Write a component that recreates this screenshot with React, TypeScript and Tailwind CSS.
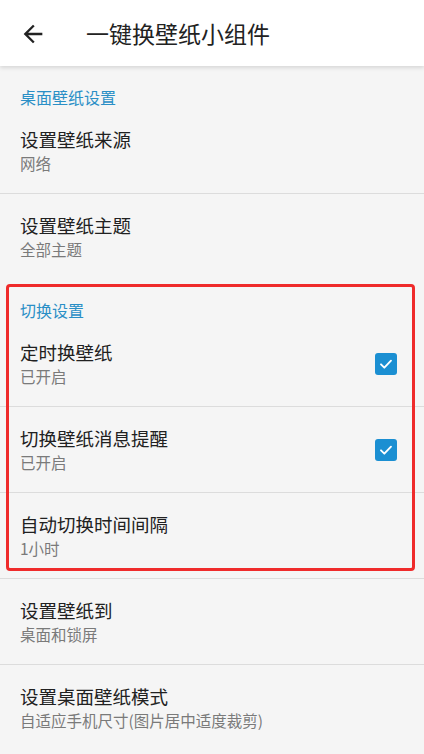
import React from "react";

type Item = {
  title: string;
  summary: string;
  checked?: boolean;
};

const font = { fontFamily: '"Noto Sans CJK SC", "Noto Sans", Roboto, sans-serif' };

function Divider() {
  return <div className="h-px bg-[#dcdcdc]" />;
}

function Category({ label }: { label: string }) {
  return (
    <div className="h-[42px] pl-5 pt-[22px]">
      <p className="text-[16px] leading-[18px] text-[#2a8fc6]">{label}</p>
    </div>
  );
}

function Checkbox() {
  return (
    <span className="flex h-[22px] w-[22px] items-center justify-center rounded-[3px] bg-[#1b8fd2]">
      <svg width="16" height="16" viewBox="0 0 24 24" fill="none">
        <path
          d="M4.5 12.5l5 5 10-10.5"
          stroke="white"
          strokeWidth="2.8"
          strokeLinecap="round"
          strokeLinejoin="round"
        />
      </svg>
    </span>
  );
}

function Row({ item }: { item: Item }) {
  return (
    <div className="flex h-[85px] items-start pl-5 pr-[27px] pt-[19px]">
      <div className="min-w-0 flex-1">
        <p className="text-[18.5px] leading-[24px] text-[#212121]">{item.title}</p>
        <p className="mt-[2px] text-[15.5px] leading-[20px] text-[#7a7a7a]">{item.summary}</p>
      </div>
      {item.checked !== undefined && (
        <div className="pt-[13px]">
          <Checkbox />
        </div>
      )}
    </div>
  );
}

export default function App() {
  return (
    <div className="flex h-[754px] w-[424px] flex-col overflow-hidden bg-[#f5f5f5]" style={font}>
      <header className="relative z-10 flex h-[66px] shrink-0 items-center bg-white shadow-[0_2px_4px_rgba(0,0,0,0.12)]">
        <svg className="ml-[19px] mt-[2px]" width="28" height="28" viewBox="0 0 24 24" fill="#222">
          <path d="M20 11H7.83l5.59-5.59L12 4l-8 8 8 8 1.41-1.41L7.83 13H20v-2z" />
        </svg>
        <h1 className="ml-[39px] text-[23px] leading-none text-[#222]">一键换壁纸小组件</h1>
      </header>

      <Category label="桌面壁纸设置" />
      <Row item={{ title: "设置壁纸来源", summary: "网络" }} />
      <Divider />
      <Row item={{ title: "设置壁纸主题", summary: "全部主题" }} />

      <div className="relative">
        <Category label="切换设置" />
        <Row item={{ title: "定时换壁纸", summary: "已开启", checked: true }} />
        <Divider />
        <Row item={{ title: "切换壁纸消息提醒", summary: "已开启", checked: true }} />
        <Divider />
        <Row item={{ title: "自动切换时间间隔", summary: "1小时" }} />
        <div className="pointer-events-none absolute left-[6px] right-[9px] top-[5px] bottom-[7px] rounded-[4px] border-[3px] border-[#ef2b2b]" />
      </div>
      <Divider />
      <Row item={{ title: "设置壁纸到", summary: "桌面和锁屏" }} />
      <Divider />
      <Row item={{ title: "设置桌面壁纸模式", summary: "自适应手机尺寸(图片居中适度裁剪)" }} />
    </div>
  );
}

**WHAT YOU NEED TO DO**. Reproduce the material in its entirety and word for word, without the pictures.

**TASK SOLUTION**.
Write a component that recreates this screenshot with React, TypeScript and Tailwind CSS.
import React from "react";

type Item = {
  title: string;
  summary: string;
  checked?: boolean;
};

const font = { fontFamily: '"Noto Sans CJK SC", "Noto Sans", Roboto, sans-serif' };

function Divider() {
  return <div className="h-px bg-[#dcdcdc]" />;
}

function Category({ label }: { label: string }) {
  return (
    <div className="h-[42px] pl-5 pt-[22px]">
      <p className="text-[16px] leading-[18px] text-[#2a8fc6]">{label}</p>
    </div>
  );
}

function Checkbox() {
  return (
    <span className="flex h-[22px] w-[22px] items-center justify-center rounded-[3px] bg-[#1b8fd2]">
      <svg width="16" height="16" viewBox="0 0 24 24" fill="none">
        <path
          d="M4.5 12.5l5 5 10-10.5"
          stroke="white"
          strokeWidth="2.8"
          strokeLinecap="round"
          strokeLinejoin="round"
        />
      </svg>
    </span>
  );
}

function Row({ item }: { item: Item }) {
  return (
    <div className="flex h-[85px] items-start pl-5 pr-[27px] pt-[19px]">
      <div className="min-w-0 flex-1">
        <p className="text-[18.5px] leading-[24px] text-[#212121]">{item.title}</p>
        <p className="mt-[2px] text-[15.5px] leading-[20px] text-[#7a7a7a]">{item.summary}</p>
      </div>
      {item.checked !== undefined && (
        <div className="pt-[13px]">
          <Checkbox />
        </div>
      )}
    </div>
  );
}

export default function App() {
  return (
    <div className="flex h-[754px] w-[424px] flex-col overflow-hidden bg-[#f5f5f5]" style={font}>
      <header className="relative z-10 flex h-[66px] shrink-0 items-center bg-white shadow-[0_2px_4px_rgba(0,0,0,0.12)]">
        <svg className="ml-[19px] mt-[2px]" width="28" height="28" viewBox="0 0 24 24" fill="#222">
          <path d="M20 11H7.83l5.59-5.59L12 4l-8 8 8 8 1.41-1.41L7.83 13H20v-2z" />
        </svg>
        <h1 className="ml-[39px] text-[23px] leading-none text-[#222]">一键换壁纸小组件</h1>
      </header>

      <Category label="桌面壁纸设置" />
      <Row item={{ title: "设置壁纸来源", summary: "网络" }} />
      <Divider />
      <Row item={{ title: "设置壁纸主题", summary: "全部主题" }} />

      <div className="relative">
        <Category label="切换设置" />
        <Row item={{ title: "定时换壁纸", summary: "已开启", checked: true }} />
        <Divider />
        <Row item={{ title: "切换壁纸消息提醒", summary: "已开启", checked: true }} />
        <Divider />
        <Row item={{ title: "自动切换时间间隔", summary: "1小时" }} />
        <div className="pointer-events-none absolute left-[6px] right-[9px] top-[5px] bottom-[7px] rounded-[4px] border-[3px] border-[#ef2b2b]" />
      </div>
      <Divider />
      <Row item={{ title: "设置壁纸到", summary: "桌面和锁屏" }} />
      <Divider />
      <Row item={{ title: "设置桌面壁纸模式", summary: "自适应手机尺寸(图片居中适度裁剪)" }} />
    </div>
  );
}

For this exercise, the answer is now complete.